The problem is most home offices have one purpose and as such the only furniture we have in there is usually a desk and swivel chair.

Do you remember walking into your home for the first time when it was not furnished? You may remember just how loud everything sound and the huge amounts of echo?

To reduce the echo in your home office and make it more soundproof you should add extra furnishing.

A photo showing how to add furniture and wall art to stop echo
Adding simple furnishings, wall art, rugs and acoustic foam panels can help to reduce echo and internal office sounds.

Try some of the steps below which will all effectively reduce internal sounds in a home office:

  • Place some prints or artwork on the walls.
  • Add a plush rug to a tiled, laminate or hardwood floor.
  • Try adding soundproof wallpaper which is amazing at reducing echo and damping sound.
  • If you have any spare furniture such as an old sofa add it to your office.
  • Try using soundproof foam panels on the wall behind and infront of you.

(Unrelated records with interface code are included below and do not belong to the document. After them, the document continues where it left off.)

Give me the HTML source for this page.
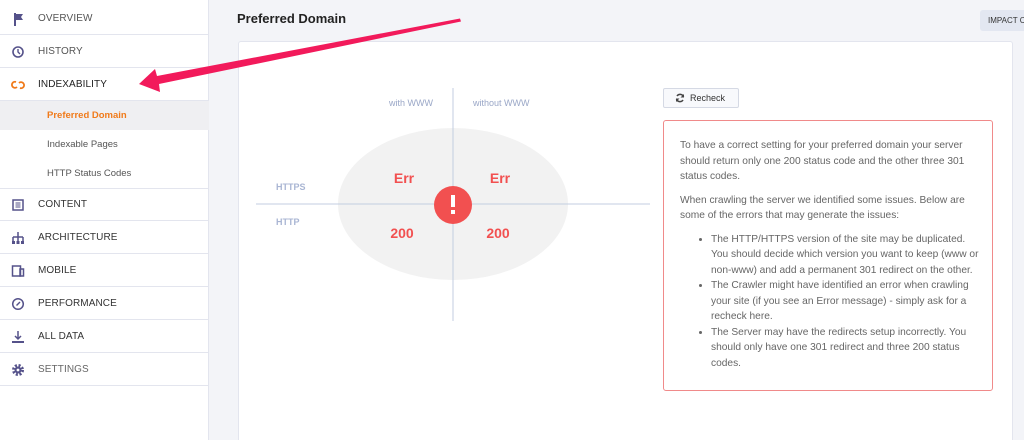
<!DOCTYPE html>
<html><head><meta charset="utf-8"><style>
*{box-sizing:border-box;margin:0;padding:0}
html,body{width:1024px;height:440px;overflow:hidden}
body{background:#f3f4f8;font-family:"Liberation Sans",sans-serif;position:relative}
.sb{position:absolute;left:0;top:0;width:209px;height:440px;background:#fff;border-right:1px solid #e3e5ee}
.it{position:absolute;left:0;width:209px;height:33px;border-bottom:1px solid #e3e5ee;font-size:10px;color:#333;line-height:33px;padding-left:38px;letter-spacing:0.1px}
.it svg{position:absolute;left:11px;top:10px}
.sub{position:absolute;left:0;width:209px;height:29px;line-height:29px;padding-left:47px;font-size:9.5px;color:#555}
.box{position:absolute;left:663px;top:120px;width:330px;height:271px;border:1px solid #f08a8a;border-radius:3px;background:#fff;padding:17px 8px 0 16px;font-size:10.2px;color:#666;line-height:15.5px}
.box ul{padding-left:31px;margin-top:8px}
</style></head><body>
<div class="sb">
 <div class="it" style="top:2px;color:#555"><svg width="14" height="14" viewBox="0 0 14 14"><rect x="3" y="1" width="2" height="13" fill="#55528a"/><path d="M5 2h7l-2 3 2 3H5z" fill="#55528a"/></svg>OVERVIEW</div>
 <div class="it" style="top:35px;color:#555"><svg width="14" height="14" viewBox="0 0 14 14"><circle cx="7" cy="7" r="5" fill="none" stroke="#55528a" stroke-width="1.6"/><path d="M7 4v3l2 2" stroke="#55528a" stroke-width="1.4" fill="none"/></svg>HISTORY</div>
 <div class="it" style="top:68px;color:#222"><svg width="14" height="14" viewBox="0 0 14 14"><path d="M5 4a3 3 0 1 0 1 5M9 10a3 3 0 1 0-1-5" stroke="#f07a1a" stroke-width="1.8" fill="none"/></svg>INDEXABILITY</div>
 <div class="sub" style="top:101px;background:#efeff2;color:#f07a1a;font-weight:bold">Preferred Domain</div>
 <div class="sub" style="top:130px">Indexable Pages</div>
 <div class="sub" style="top:159px;border-bottom:1px solid #e3e5ee;height:30px">HTTP Status Codes</div>
 <div class="it" style="top:188px"><svg width="14" height="14" viewBox="0 0 14 14"><rect x="2" y="2" width="10" height="10" fill="none" stroke="#55528a" stroke-width="1.5"/><path d="M4.5 5h5M4.5 7h5M4.5 9h5" stroke="#55528a" stroke-width="1"/></svg>CONTENT</div>
 <div class="it" style="top:221px"><svg width="14" height="14" viewBox="0 0 14 14"><path d="M7 1v5M2 6h10M2 6v4M7 6v4M12 6v4" stroke="#55528a" stroke-width="1.5" fill="none"/><rect x="1" y="10" width="3" height="3" fill="#55528a"/><rect x="5.5" y="10" width="3" height="3" fill="#55528a"/><rect x="10" y="10" width="3" height="3" fill="#55528a"/></svg>ARCHITECTURE</div>
 <div class="it" style="top:254px"><svg width="14" height="14" viewBox="0 0 14 14"><rect x="1.5" y="2" width="8" height="10" fill="none" stroke="#55528a" stroke-width="1.5"/><rect x="9" y="5" width="3.5" height="7" fill="none" stroke="#55528a" stroke-width="1.5"/></svg>MOBILE</div>
 <div class="it" style="top:287px"><svg width="14" height="14" viewBox="0 0 14 14"><circle cx="7" cy="7" r="5.3" fill="none" stroke="#55528a" stroke-width="1.5"/><path d="M5.5 8.5L9 5" stroke="#55528a" stroke-width="1.4"/></svg>PERFORMANCE</div>
 <div class="it" style="top:320px"><svg width="14" height="14" viewBox="0 0 14 14"><path d="M7 1v8M4 6l3 3 3-3" stroke="#55528a" stroke-width="1.5" fill="none"/><rect x="1" y="11" width="12" height="2" fill="#55528a"/></svg>ALL DATA</div>
 <div class="it" style="top:353px;color:#666"><svg width="14" height="14" viewBox="0 0 14 14"><circle cx="7" cy="7" r="4.5" fill="none" stroke="#55528a" stroke-width="3" stroke-dasharray="2 1.6"/><circle cx="7" cy="7" r="3.5" fill="#55528a"/><circle cx="7" cy="7" r="1.4" fill="#fff"/></svg>SETTINGS</div>
</div>
<div style="position:absolute;left:237px;top:11px;font-size:13px;font-weight:bold;color:#222;white-space:nowrap">Preferred Domain</div>
<div style="position:absolute;left:980px;top:10px;width:50px;height:21px;background:#e3e7f1;border-radius:3px;font-size:8px;color:#333;line-height:21px;padding-left:8px;white-space:nowrap">IMPACT C</div>
<div style="position:absolute;left:238px;top:41px;width:775px;height:399px;background:#fff;border:1px solid #e3e5ee;border-bottom:none;border-radius:3px 3px 0 0"></div>
<svg style="position:absolute;left:0;top:0" width="1024" height="440">
 <ellipse cx="453" cy="204" rx="115" ry="76" fill="#f2f2f2"/>
 <line x1="453" y1="88" x2="453" y2="321" stroke="#c3cde0" stroke-width="1"/>
 <line x1="256" y1="204" x2="650" y2="204" stroke="#c3cde0" stroke-width="1"/>
 <circle cx="453" cy="205" r="19" fill="#f25050"/>
 <rect x="451" y="195" width="4" height="12" fill="#fff"/><rect x="451" y="210" width="4" height="4" fill="#fff"/>
 <text x="433" y="106" text-anchor="end" font-size="9" fill="#9aa7c7" font-family="Liberation Sans">with WWW</text>
 <text x="473" y="106" font-size="9" fill="#9aa7c7" font-family="Liberation Sans">without WWW</text>
 <text x="276" y="190" font-size="9" font-weight="bold" fill="#a9b5d3" font-family="Liberation Sans">HTTPS</text>
 <text x="276" y="225" font-size="9" font-weight="bold" fill="#a9b5d3" font-family="Liberation Sans">HTTP</text>
 <g font-size="14" font-weight="bold" fill="#f25050" font-family="Liberation Sans" text-anchor="middle">
  <text x="404" y="183">Err</text><text x="500" y="183">Err</text>
  <text x="402" y="238">200</text><text x="498" y="238">200</text>
 </g>
 <polygon points="460,18.5 157,76 155,69 139,84 160,92 159,84 461,21.5" fill="#f21a5b"/>
</svg>
<div style="position:absolute;left:663px;top:88px;width:76px;height:20px;border:1px solid #d5d9e4;border-radius:2px;background:#f8f9fc;font-size:9px;color:#333;line-height:18px;padding-left:26px"><svg style="position:absolute;left:11px;top:4px" width="10" height="10" viewBox="0 0 10 10"><path d="M8.5 4A3.6 3.6 0 0 0 2 3M1.5 6A3.6 3.6 0 0 0 8 7" stroke="#444" stroke-width="1.5" fill="none"/><path d="M9 1v3.5H5.5z" fill="#444"/><path d="M1 9V5.5h3.5z" fill="#444"/></svg>Recheck</div>
<div class="box">
 <p>To have a correct setting for your preferred domain your server should return only one 200 status code and the other three 301 status codes.</p>
 <p style="margin-top:8px">When crawling the server we identified some issues. Below are some of the errors that may generate the issues:</p>
 <ul>
  <li>The HTTP/HTTPS version of the site may be duplicated. You should decide which version you want to keep (www or non-www) and add a permanent 301 redirect on the other.</li>
  <li>The Crawler might have identified an error when crawling your site (if you see an Error message) - simply ask for a recheck here.</li>
  <li>The Server may have the redirects setup incorrectly. You should only have one 301 redirect and three 200 status codes.</li>
 </ul>
</div>
</body></html>
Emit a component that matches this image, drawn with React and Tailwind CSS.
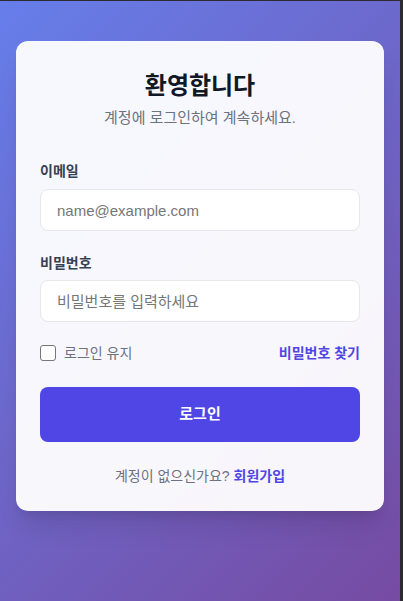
import React, { useState } from 'react';

const App = () => {
  const [remember, setRemember] = useState(false);

  return (
    <div className="w-[403px] h-[601px] bg-[#2b2b31] pr-[3px] pt-px">
      <div
        className="h-full bg-[linear-gradient(135deg,#667eea_0%,#764ba2_100%)] px-4 pt-[40px]"
        style={{ fontFamily: '"Liberation Sans", "Noto Sans CJK KR", sans-serif' }}
      >
        <div className="bg-white/95 rounded-xl shadow-xl px-6 pt-[29px] pb-[25px]">
          <h1 className="text-center text-[24px] leading-[32px] font-bold text-[#111827]">환영합니다</h1>
          <p className="mt-[5px] text-center text-[15px] leading-[22px] text-[#6b7280]">계정에 로그인하여 계속하세요.</p>

          <div className="mt-8">
            <label className="block text-sm leading-5 font-semibold text-[#374151]">이메일</label>
            <input
              type="email"
              placeholder="name@example.com"
              className="mt-2 block w-full h-[42px] px-4 text-[15px] bg-white border border-[#e5e7eb] rounded-lg placeholder:text-[#767676] focus:outline-none"
            />
          </div>

          <div className="mt-[22px]">
            <label className="block text-sm leading-5 font-semibold text-[#374151]">비밀번호</label>
            <input
              type="password"
              placeholder="비밀번호를 입력하세요"
              className="mt-[7px] block w-full h-[42px] px-4 text-[15px] bg-white border border-[#e5e7eb] rounded-lg placeholder:text-[#767676] focus:outline-none"
            />
          </div>

          <div className="mt-[21px] flex items-center justify-between">
            <label className="flex items-center gap-2 text-sm leading-5 text-[#6b7280]">
              <input
                type="checkbox"
                checked={remember}
                onChange={(e) => setRemember(e.target.checked)}
                className="appearance-none w-4 h-4 border border-[#767676] rounded-[3px] bg-white"
              />
              로그인 유지
            </label>
            <a href="#" className="text-sm leading-5 font-semibold text-[#4f46e5]">비밀번호 찾기</a>
          </div>

          <button className="mt-[24px] w-full h-[55px] rounded-lg bg-[#4f46e5] text-white text-[15px] font-bold">
            로그인
          </button>

          <p className="mt-[24px] text-center text-sm leading-5 text-[#6b7280]">
            계정이 없으신가요? <a href="#" className="font-bold text-[#4f46e5]">회원가입</a>
          </p>
        </div>
      </div>
    </div>
  );
};

export default App;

The aim is to add thick and soft material around your room to reduce echo. This works by breaking up and absorbing the sound waves which in turn stops them fro. Rebounding as an echo.

Conclusion

Times have changed, and working from home has become a completely normal thing. You won’t have to travel a distance to get to your office. However, you need to ensure that your workspace at home is conducive enough. 

With these steps, you can rest assured that you will have a quiet and peaceful home office. It’d be nice to go into your office, shut the door and enjoy the privacy. You’ll be able to focus more on your work like you were in your actual place of work. 

Best of luck as you soundproof your home office.